The price tag for Blackstock was the loss of privacy. While she worked on the case against the Canadian government, the government spied on her illegally. She learned about the surveillance by the Justice and Indian Affairs departments when she obtained a 2,500-page file on herself under the Privacy Act, filled with snide comments about her by assorted bureaucrats.
The privacy commissioner ruled the government went too far in surveillance, which included her Facebook and Twitter accounts, and ordered it to cease. Blackstone donated the $20,000 she was awarded to children’s charities, but didn’t take legal action. She says the government “was well aware I was scheduled to be the first witness in the human rights case. The idea of witness intimidation was never looked at but is one I think should be explored more, to protect others testifying against the government.
“The whole retaliation experience (spying) was shocking and scary but I knew my job as an adult is to stand up for kids, especially kids who are suffering,” she says. “I hope the government never does this to anyone else ever again.
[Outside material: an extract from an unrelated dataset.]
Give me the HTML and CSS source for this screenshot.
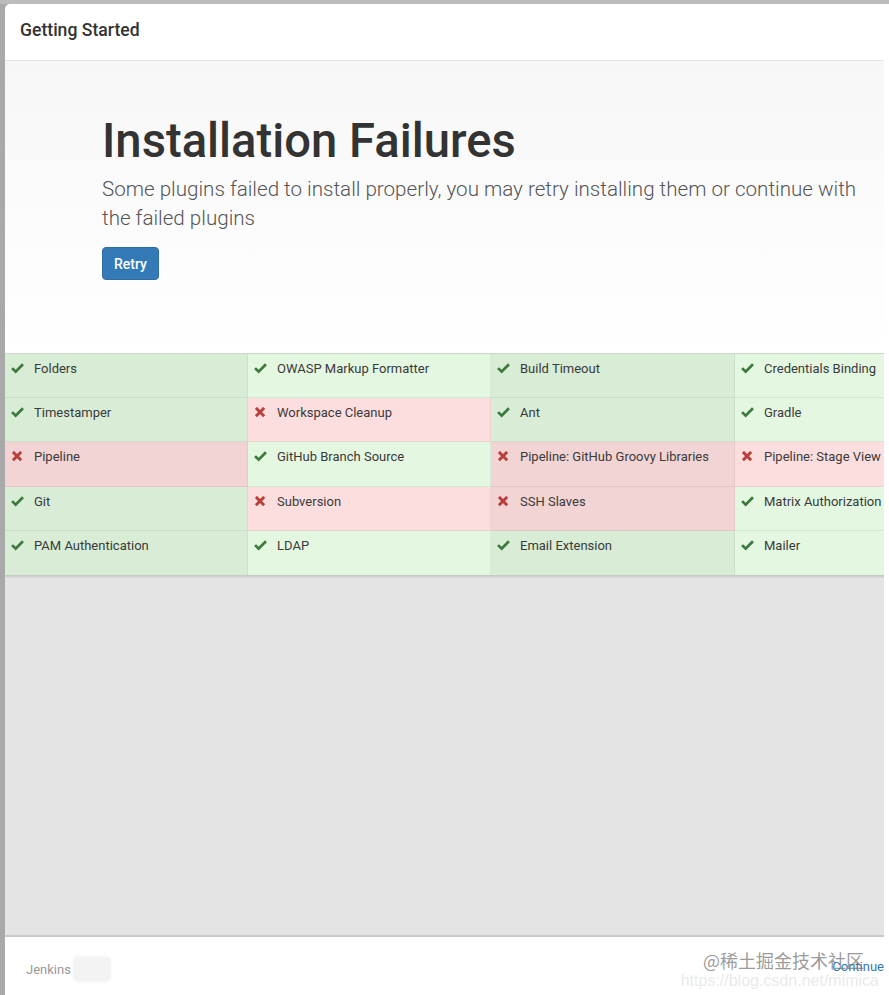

The money spent following me around (more than $5 million) would have been better spent on helping the children.”
She sees being taken away from a child’s perspective. Federal files (obtained only after long delays and legal scuffles) show that the163,000 children spent 66 million nights away from their families. Blackstock measures that in “sleeps” and imagines what is must be like for little kids wondering when they will see their parents again.